Broadcasters and platform operators face a different strategic calculus. The rapid growth rate suggests that early-mover advantages in securing Malaysian esports rights may be substantial, with first-mover rights holders positioned to lock in favorable terms before the market reaches higher penetration levels. The diversification of revenue streams—subscriptions, advertising, merchandise—identified by Mobility Foresights also means that rights acquirers can build multi-layered revenue models around content, improving unit economics beyond simple advertising-based monetization.
Government recognition of esports as a legitimate sport is attracting infrastructure investments, as Stellar MR notes. Training facilities, high-speed internet deployment, and institutional support for competitive programs all reinforce the ecosystem's long-term viability. For investors, this regulatory tailwind reduces policy risk and provides a more predictable backdrop for capital allocation into media rights-related ventures—production studios, streaming technology providers, and data analytics platforms that support content monetization.

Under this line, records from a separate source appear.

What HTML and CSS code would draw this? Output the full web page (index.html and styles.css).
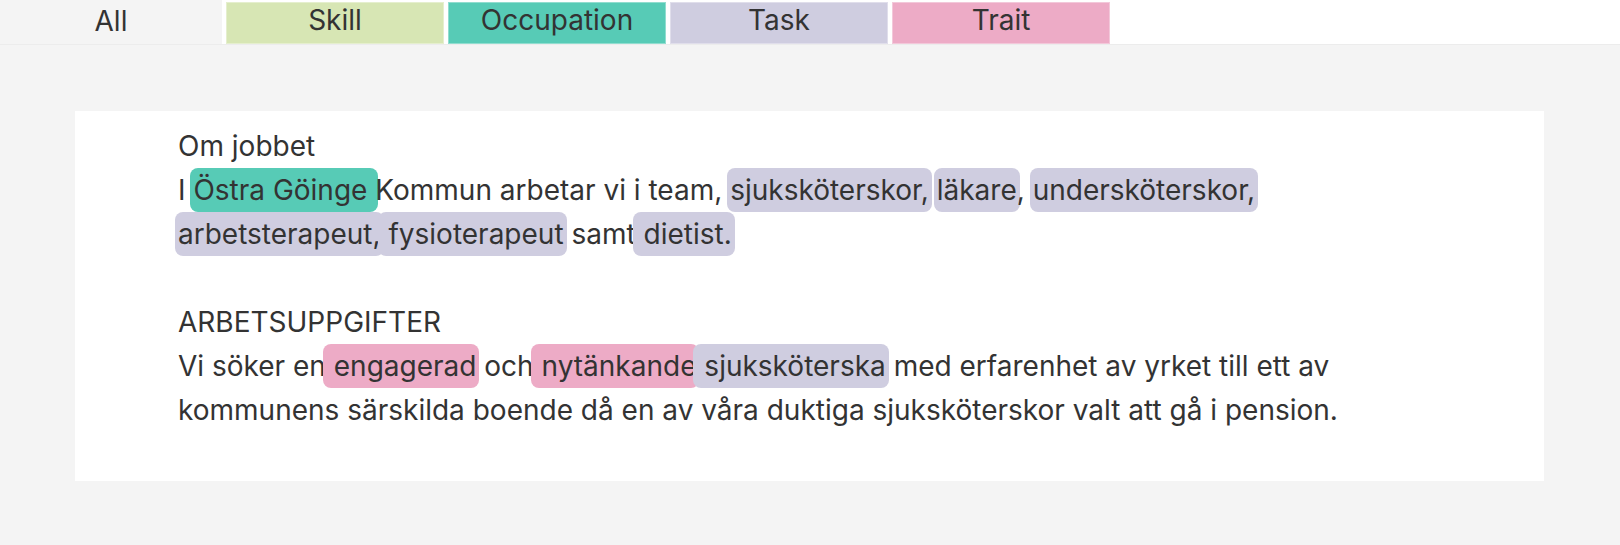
FILE: index.html
```html
<!DOCTYPE html>
<html lang="sv">
<head>
    <meta charset="UTF-8">
    <meta name="viewport" content="width=device-width, initial-scale=1.0">
    <title>Annotering</title>
    <link rel="stylesheet" href="styles.css">
</head>
<body>
    <div class="tabs">
        <div class="tab tab-all">All</div>
        <div class="tab skill">Skill</div>
        <div class="tab occupation">Occupation</div>
        <div class="tab task">Task</div>
        <div class="tab trait">Trait</div>
    </div>
    <div class="card">
        <div class="text">Om jobbet
I <span class="tag occupation">Östra Göinge </span>Kommun arbetar vi i team, <span class="tag task">sjuksköterskor,</span> <span class="tag task">läkare</span>, <span class="tag task">undersköterskor,</span> <span class="tag task">arbetsterapeut,</span><span class="tag task"> fysioterapeut</span> samt<span class="tag task"> dietist.</span>

ARBETSUPPGIFTER
Vi söker en<span class="tag trait"> engagerad</span> och<span class="tag trait"> nytänkande</span><span class="tag task"> sjuksköterska</span> med erfarenhet av yrket till ett av kommunens särskilda boende då en av våra duktiga sjuksköterskor valt att gå i pension.</div>
    </div>
</body>
</html>
```

FILE: styles.css
```css
body, html {
    margin: 0;
    padding: 0;
    font-family: Inter, "Noto Sans", sans-serif;
    background-color: #f4f4f4;
    color: #333;
}

.tabs {
    display: flex;
    height: 44px;
    background-color: #fff;
    border-bottom: 1px solid #ececec;
}

.tab {
    width: 218px;
    height: 42px;
    margin: 2px 2px 0;
    font-size: 28px;
    line-height: 36px;
    text-align: center;
    box-shadow: inset 0 0 0 1px rgba(255, 255, 255, 0.35);
}

.tab-all {
    width: 222px;
    height: 44px;
    margin: 0 2px 0 0;
    line-height: 42px;
    background-color: #f4f4f4;
    box-shadow: none;
}

.skill {
    background-color: #d7e6b4;
}

.occupation {
    background-color: #57cbb6;
}

.task {
    background-color: #cfcde0;
}

.trait {
    background-color: #edabc6;
}

.card {
    margin: 66px 76px 0 75px;
    padding: 13px 103px 49px;
    background-color: #fff;
}

.text {
    max-width: 1200px;
    font-size: 28px;
    line-height: 44px;
    white-space: pre-line;
}

/* highlight sits behind the words without moving them */
.tag {
    margin: 0 -3px;
    padding: 5px 3px;
    border-radius: 8px;
}
```
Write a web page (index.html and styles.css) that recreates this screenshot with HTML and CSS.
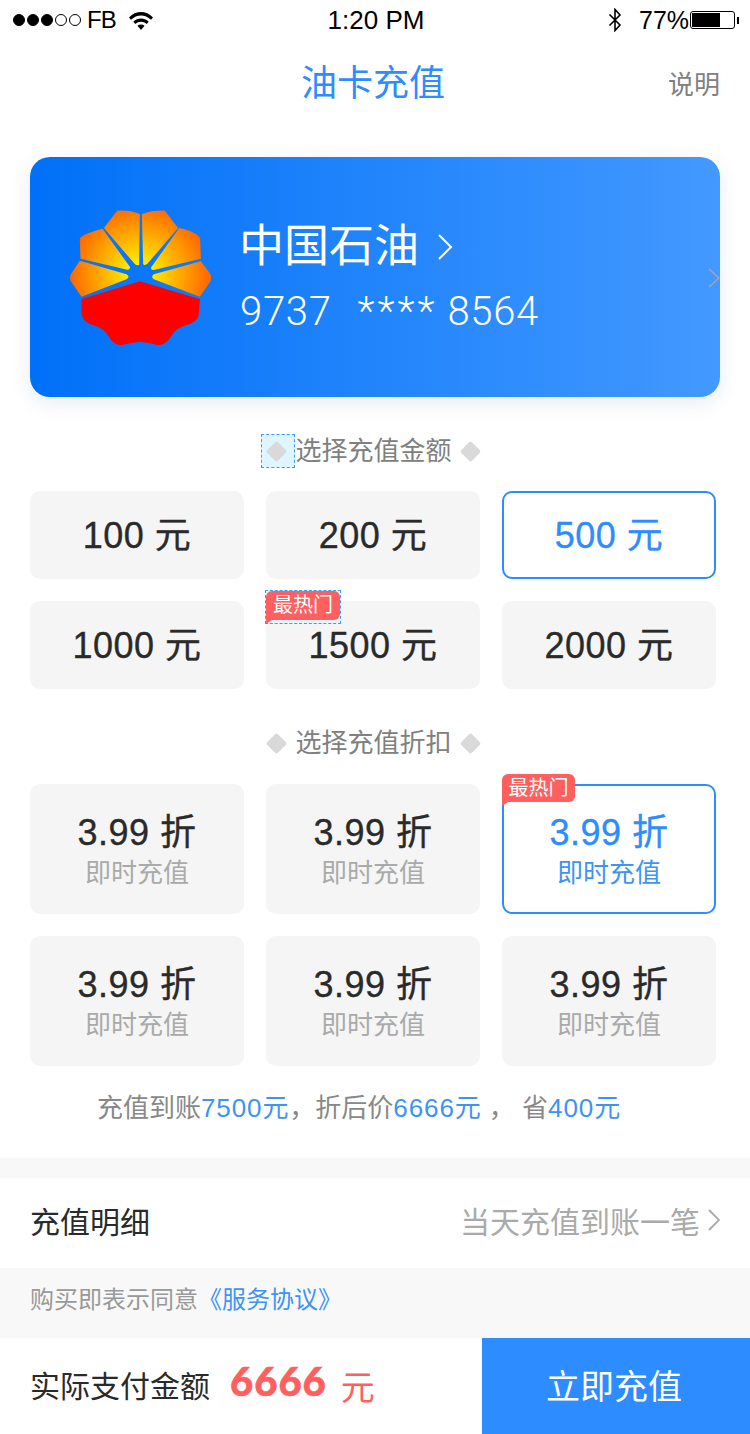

Brands are increasingly viewing esports media rights as a channel to reach digitally native consumers. Mobility Foresights data notes that sponsorship extends beyond gaming hardware to include fashion, FMCG, and financial services. As media rights grow in scale and sophistication, the embedded advertising and sponsorship inventory within those rights becomes correspondingly more valuable, creating a positive feedback loop between rights fees and brand investment.
The Malaysia esports media rights market remains relatively small in absolute terms compared to mature markets such as the United States, which Statista notes has a projected market volume above USD 1 billion. However, the 23.63% CAGR indicates a compounding dynamic that, sustained over the forecast period, will meaningfully increase the segment's absolute contribution to the domestic digital entertainment economy. Stakeholders who position for this growth trajectory now stand to benefit from both absolute market expansion and the structural shift toward media rights as the ecosystem's primary commercial engine.